**GIVEN PROBLEM:** Search the material below for the word "React". Copy every line that has it.

== PROVIDED DATA ==

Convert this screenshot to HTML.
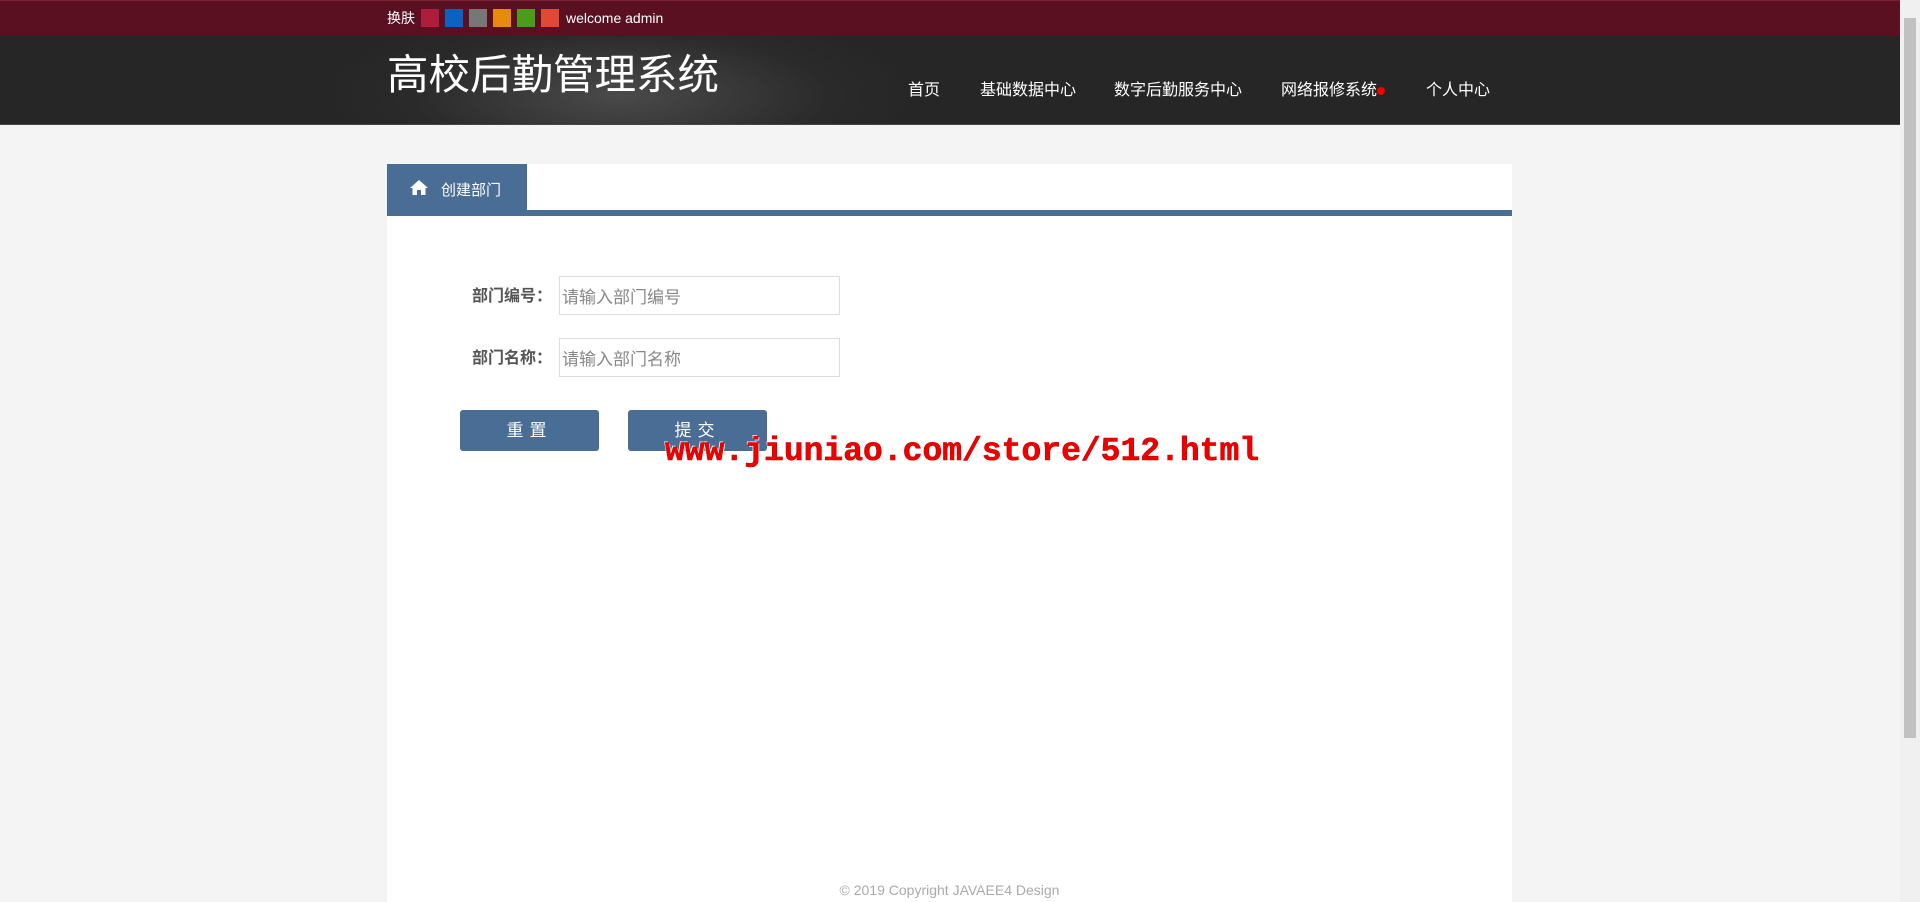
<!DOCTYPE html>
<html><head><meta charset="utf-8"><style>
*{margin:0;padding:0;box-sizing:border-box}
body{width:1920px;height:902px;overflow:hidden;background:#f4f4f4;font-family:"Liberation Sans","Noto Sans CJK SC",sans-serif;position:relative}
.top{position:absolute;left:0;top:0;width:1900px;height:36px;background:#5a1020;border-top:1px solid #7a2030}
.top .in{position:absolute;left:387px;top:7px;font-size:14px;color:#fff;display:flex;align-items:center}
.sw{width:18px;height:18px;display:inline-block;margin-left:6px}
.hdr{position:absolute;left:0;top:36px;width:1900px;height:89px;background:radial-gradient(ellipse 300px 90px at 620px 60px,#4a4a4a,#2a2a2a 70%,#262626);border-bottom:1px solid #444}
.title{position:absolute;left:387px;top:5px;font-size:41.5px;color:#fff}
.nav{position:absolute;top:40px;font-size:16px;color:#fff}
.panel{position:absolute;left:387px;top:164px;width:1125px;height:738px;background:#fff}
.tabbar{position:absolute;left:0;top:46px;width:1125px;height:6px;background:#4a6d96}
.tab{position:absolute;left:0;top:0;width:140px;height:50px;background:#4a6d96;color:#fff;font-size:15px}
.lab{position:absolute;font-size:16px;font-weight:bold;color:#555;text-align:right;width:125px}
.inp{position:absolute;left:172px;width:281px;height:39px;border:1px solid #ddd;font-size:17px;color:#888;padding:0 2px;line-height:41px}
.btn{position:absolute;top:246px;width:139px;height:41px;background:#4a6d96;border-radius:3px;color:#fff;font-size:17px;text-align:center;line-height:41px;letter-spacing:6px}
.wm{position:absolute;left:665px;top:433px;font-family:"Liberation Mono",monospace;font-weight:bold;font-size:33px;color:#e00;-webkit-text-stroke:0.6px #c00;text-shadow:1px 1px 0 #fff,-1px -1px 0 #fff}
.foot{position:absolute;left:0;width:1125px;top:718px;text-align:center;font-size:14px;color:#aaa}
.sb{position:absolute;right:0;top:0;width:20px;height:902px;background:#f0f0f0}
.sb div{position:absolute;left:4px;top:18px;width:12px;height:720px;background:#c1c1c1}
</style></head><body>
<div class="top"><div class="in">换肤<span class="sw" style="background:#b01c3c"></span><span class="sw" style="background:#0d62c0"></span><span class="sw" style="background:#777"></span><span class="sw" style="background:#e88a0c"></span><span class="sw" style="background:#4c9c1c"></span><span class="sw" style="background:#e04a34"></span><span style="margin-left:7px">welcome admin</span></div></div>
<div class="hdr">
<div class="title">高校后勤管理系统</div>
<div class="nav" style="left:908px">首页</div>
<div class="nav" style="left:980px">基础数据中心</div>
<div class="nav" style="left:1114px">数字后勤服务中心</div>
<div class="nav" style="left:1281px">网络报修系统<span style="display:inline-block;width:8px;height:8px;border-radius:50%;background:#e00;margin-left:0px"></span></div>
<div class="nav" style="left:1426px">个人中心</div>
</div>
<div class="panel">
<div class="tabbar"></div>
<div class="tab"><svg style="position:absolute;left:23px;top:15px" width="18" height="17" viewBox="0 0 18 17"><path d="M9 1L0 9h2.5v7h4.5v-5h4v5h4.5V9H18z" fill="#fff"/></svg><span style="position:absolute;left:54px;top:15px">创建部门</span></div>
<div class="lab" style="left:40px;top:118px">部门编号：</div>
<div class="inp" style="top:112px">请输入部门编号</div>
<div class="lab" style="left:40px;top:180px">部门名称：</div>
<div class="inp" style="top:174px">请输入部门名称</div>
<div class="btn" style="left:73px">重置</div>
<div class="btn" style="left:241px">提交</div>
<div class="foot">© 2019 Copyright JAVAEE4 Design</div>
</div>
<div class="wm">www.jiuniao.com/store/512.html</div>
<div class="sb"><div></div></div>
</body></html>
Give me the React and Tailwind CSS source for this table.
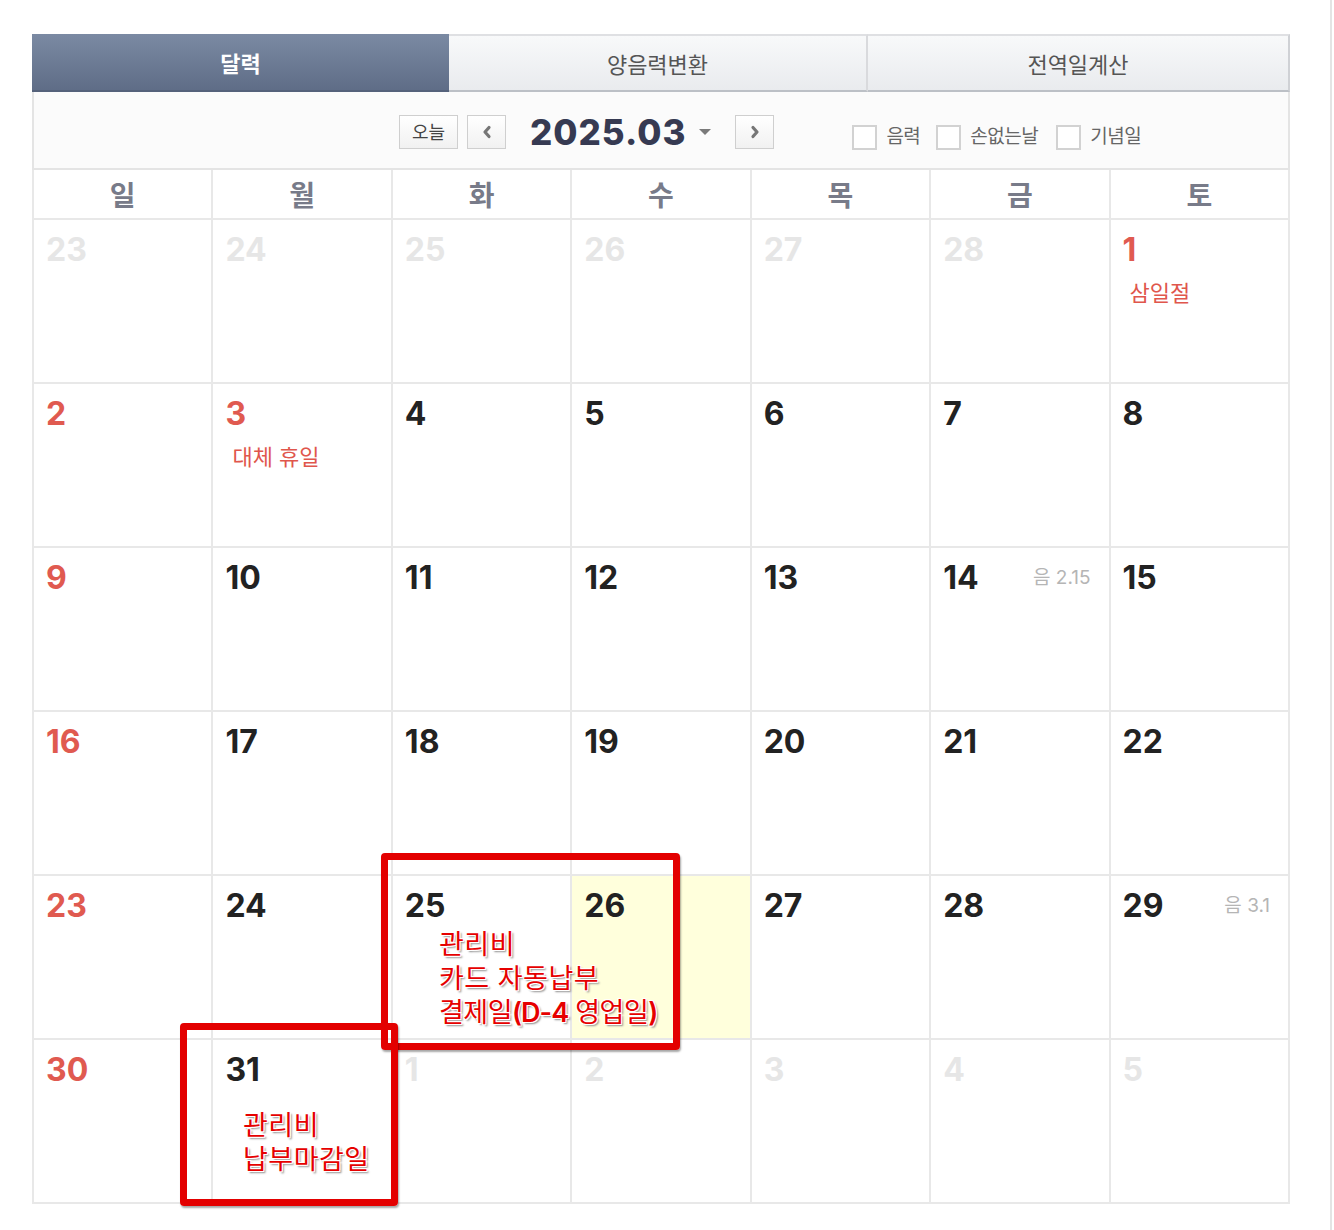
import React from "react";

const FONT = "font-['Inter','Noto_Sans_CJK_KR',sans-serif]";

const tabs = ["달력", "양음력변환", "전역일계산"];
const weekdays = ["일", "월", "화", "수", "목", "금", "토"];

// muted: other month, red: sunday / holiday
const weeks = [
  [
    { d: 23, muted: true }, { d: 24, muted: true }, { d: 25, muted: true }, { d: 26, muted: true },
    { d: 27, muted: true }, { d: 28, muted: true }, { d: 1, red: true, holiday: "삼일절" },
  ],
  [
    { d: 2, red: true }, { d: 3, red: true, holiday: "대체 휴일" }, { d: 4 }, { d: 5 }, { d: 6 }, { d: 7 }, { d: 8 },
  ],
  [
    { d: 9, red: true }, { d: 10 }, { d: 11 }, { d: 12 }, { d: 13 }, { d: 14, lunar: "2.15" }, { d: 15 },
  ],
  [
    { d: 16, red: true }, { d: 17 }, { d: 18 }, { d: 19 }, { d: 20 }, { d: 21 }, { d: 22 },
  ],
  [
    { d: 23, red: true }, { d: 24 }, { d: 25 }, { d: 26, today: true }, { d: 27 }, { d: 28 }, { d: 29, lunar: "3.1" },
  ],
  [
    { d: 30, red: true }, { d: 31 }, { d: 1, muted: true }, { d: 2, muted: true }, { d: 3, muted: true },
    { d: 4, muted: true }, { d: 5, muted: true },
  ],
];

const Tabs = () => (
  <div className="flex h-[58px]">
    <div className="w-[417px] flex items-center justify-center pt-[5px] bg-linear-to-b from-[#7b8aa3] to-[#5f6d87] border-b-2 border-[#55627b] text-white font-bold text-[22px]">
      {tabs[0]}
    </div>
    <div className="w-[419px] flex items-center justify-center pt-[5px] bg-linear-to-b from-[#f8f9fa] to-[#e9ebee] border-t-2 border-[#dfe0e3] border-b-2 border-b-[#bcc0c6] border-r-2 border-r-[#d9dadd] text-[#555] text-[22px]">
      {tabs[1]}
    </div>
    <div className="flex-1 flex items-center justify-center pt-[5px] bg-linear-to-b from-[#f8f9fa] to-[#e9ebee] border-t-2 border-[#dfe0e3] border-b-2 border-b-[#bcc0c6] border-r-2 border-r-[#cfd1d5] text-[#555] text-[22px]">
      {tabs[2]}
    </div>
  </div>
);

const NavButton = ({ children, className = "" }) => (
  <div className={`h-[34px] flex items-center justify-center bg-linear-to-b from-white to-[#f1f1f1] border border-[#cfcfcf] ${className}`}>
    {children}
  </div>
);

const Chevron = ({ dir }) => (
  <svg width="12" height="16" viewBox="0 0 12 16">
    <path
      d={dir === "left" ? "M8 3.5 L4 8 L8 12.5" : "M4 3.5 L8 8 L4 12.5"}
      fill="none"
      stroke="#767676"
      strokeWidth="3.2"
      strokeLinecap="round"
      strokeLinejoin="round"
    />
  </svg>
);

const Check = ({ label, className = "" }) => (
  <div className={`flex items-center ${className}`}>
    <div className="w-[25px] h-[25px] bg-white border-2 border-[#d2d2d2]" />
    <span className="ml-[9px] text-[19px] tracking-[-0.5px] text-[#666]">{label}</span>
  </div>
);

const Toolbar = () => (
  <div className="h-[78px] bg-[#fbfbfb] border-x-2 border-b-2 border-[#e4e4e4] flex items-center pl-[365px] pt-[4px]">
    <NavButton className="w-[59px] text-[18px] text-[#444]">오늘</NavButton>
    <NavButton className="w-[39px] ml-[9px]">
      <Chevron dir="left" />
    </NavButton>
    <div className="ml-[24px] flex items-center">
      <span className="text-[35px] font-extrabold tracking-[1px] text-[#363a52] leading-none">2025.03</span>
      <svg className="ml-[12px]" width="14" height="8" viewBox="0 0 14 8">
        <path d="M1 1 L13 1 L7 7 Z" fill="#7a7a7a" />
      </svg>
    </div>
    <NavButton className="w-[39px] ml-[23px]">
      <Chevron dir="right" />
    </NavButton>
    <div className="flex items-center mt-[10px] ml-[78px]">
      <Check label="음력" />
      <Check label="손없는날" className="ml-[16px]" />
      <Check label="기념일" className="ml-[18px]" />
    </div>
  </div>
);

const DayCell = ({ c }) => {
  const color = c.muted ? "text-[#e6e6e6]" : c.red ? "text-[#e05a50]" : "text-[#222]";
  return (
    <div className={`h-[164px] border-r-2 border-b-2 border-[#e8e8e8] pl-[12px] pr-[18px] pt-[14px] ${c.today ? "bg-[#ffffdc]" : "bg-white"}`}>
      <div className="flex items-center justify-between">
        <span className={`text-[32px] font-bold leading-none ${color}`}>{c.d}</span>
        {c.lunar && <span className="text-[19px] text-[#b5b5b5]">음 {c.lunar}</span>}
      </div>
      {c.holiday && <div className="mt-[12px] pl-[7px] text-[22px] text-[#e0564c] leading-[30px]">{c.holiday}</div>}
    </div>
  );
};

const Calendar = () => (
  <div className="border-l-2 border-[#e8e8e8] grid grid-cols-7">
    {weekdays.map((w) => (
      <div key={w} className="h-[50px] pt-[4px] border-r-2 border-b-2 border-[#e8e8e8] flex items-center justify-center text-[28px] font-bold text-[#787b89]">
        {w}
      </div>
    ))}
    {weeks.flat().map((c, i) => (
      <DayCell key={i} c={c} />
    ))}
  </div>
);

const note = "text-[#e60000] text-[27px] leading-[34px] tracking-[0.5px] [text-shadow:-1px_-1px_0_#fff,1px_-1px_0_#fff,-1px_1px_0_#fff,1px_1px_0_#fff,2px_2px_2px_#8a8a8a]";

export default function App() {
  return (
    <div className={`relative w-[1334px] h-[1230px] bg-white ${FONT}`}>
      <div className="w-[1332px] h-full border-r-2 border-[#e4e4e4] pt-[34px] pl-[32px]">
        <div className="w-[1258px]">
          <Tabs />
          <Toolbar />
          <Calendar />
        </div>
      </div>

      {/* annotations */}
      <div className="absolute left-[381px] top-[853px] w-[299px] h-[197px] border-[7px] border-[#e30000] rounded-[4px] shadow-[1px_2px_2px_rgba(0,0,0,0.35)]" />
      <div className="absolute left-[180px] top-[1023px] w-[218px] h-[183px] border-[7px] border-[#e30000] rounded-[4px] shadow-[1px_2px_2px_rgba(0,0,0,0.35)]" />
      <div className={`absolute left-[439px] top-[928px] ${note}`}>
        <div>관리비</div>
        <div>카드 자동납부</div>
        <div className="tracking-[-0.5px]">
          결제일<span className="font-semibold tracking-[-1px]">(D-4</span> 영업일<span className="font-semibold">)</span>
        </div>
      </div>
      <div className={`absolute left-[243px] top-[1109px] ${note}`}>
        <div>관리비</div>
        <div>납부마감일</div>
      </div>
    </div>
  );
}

===

**TASK SOLUTION:**
Give me the React and Tailwind CSS source for this table.
import React from "react";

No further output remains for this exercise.